Exactly as written, retype the listing below, omitting the pictures.
++++ Data section
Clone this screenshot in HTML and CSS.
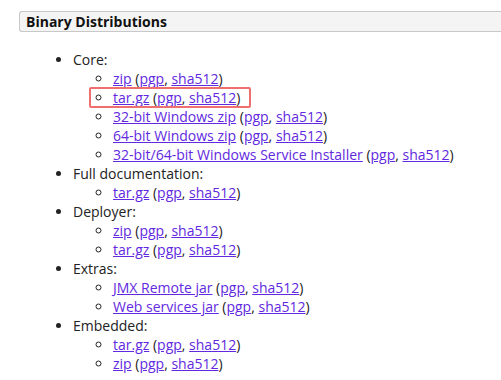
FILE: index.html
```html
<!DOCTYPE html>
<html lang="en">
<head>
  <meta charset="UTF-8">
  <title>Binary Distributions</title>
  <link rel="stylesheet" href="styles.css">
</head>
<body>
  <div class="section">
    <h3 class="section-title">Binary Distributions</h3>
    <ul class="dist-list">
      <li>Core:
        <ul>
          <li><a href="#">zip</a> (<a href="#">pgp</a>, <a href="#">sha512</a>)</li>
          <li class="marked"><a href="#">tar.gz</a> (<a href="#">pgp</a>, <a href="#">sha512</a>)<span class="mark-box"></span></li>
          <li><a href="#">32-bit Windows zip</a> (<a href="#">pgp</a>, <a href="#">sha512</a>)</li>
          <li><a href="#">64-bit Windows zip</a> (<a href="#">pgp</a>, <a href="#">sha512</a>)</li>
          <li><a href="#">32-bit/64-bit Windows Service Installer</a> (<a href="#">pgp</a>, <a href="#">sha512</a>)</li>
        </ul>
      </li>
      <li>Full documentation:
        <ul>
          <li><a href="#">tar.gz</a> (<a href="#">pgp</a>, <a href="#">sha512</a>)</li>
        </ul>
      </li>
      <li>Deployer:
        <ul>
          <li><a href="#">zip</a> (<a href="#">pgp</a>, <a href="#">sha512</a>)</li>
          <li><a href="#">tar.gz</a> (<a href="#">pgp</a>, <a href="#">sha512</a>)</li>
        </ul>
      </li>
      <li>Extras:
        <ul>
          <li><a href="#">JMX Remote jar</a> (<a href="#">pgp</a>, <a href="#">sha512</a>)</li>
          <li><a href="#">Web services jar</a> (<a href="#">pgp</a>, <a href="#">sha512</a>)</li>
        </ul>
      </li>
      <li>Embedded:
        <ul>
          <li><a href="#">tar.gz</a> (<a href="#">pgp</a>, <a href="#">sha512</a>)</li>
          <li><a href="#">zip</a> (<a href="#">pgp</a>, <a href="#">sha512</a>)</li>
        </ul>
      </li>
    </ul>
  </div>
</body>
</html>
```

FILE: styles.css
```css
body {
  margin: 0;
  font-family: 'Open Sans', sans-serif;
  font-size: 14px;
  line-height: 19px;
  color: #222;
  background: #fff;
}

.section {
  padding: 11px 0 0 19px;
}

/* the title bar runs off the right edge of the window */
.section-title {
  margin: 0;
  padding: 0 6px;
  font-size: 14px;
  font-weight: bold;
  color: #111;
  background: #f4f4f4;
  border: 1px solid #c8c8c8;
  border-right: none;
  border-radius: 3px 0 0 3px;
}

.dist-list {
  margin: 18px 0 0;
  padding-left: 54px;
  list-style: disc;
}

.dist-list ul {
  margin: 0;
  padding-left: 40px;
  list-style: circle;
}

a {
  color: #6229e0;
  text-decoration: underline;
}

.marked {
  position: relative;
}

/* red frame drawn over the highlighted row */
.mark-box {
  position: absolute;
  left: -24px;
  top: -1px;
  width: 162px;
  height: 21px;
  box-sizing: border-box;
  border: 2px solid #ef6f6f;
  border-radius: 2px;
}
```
++++++++
◆ Solution ◆
Clone this screenshot in HTML and CSS.
FILE: index.html
```html
<!DOCTYPE html>
<html lang="en">
<head>
  <meta charset="UTF-8">
  <title>Binary Distributions</title>
  <link rel="stylesheet" href="styles.css">
</head>
<body>
  <div class="section">
    <h3 class="section-title">Binary Distributions</h3>
    <ul class="dist-list">
      <li>Core:
        <ul>
          <li><a href="#">zip</a> (<a href="#">pgp</a>, <a href="#">sha512</a>)</li>
          <li class="marked"><a href="#">tar.gz</a> (<a href="#">pgp</a>, <a href="#">sha512</a>)<span class="mark-box"></span></li>
          <li><a href="#">32-bit Windows zip</a> (<a href="#">pgp</a>, <a href="#">sha512</a>)</li>
          <li><a href="#">64-bit Windows zip</a> (<a href="#">pgp</a>, <a href="#">sha512</a>)</li>
          <li><a href="#">32-bit/64-bit Windows Service Installer</a> (<a href="#">pgp</a>, <a href="#">sha512</a>)</li>
        </ul>
      </li>
      <li>Full documentation:
        <ul>
          <li><a href="#">tar.gz</a> (<a href="#">pgp</a>, <a href="#">sha512</a>)</li>
        </ul>
      </li>
      <li>Deployer:
        <ul>
          <li><a href="#">zip</a> (<a href="#">pgp</a>, <a href="#">sha512</a>)</li>
          <li><a href="#">tar.gz</a> (<a href="#">pgp</a>, <a href="#">sha512</a>)</li>
        </ul>
      </li>
      <li>Extras:
        <ul>
          <li><a href="#">JMX Remote jar</a> (<a href="#">pgp</a>, <a href="#">sha512</a>)</li>
          <li><a href="#">Web services jar</a> (<a href="#">pgp</a>, <a href="#">sha512</a>)</li>
        </ul>
      </li>
      <li>Embedded:
        <ul>
          <li><a href="#">tar.gz</a> (<a href="#">pgp</a>, <a href="#">sha512</a>)</li>
          <li><a href="#">zip</a> (<a href="#">pgp</a>, <a href="#">sha512</a>)</li>
        </ul>
      </li>
    </ul>
  </div>
</body>
</html>
```

FILE: styles.css
```css
body {
  margin: 0;
  font-family: 'Open Sans', sans-serif;
  font-size: 14px;
  line-height: 19px;
  color: #222;
  background: #fff;
}

.section {
  padding: 11px 0 0 19px;
}

/* the title bar runs off the right edge of the window */
.section-title {
  margin: 0;
  padding: 0 6px;
  font-size: 14px;
  font-weight: bold;
  color: #111;
  background: #f4f4f4;
  border: 1px solid #c8c8c8;
  border-right: none;
  border-radius: 3px 0 0 3px;
}

.dist-list {
  margin: 18px 0 0;
  padding-left: 54px;
  list-style: disc;
}

.dist-list ul {
  margin: 0;
  padding-left: 40px;
  list-style: circle;
}

a {
  color: #6229e0;
  text-decoration: underline;
}

.marked {
  position: relative;
}

/* red frame drawn over the highlighted row */
.mark-box {
  position: absolute;
  left: -24px;
  top: -1px;
  width: 162px;
  height: 21px;
  box-sizing: border-box;
  border: 2px solid #ef6f6f;
  border-radius: 2px;
}
```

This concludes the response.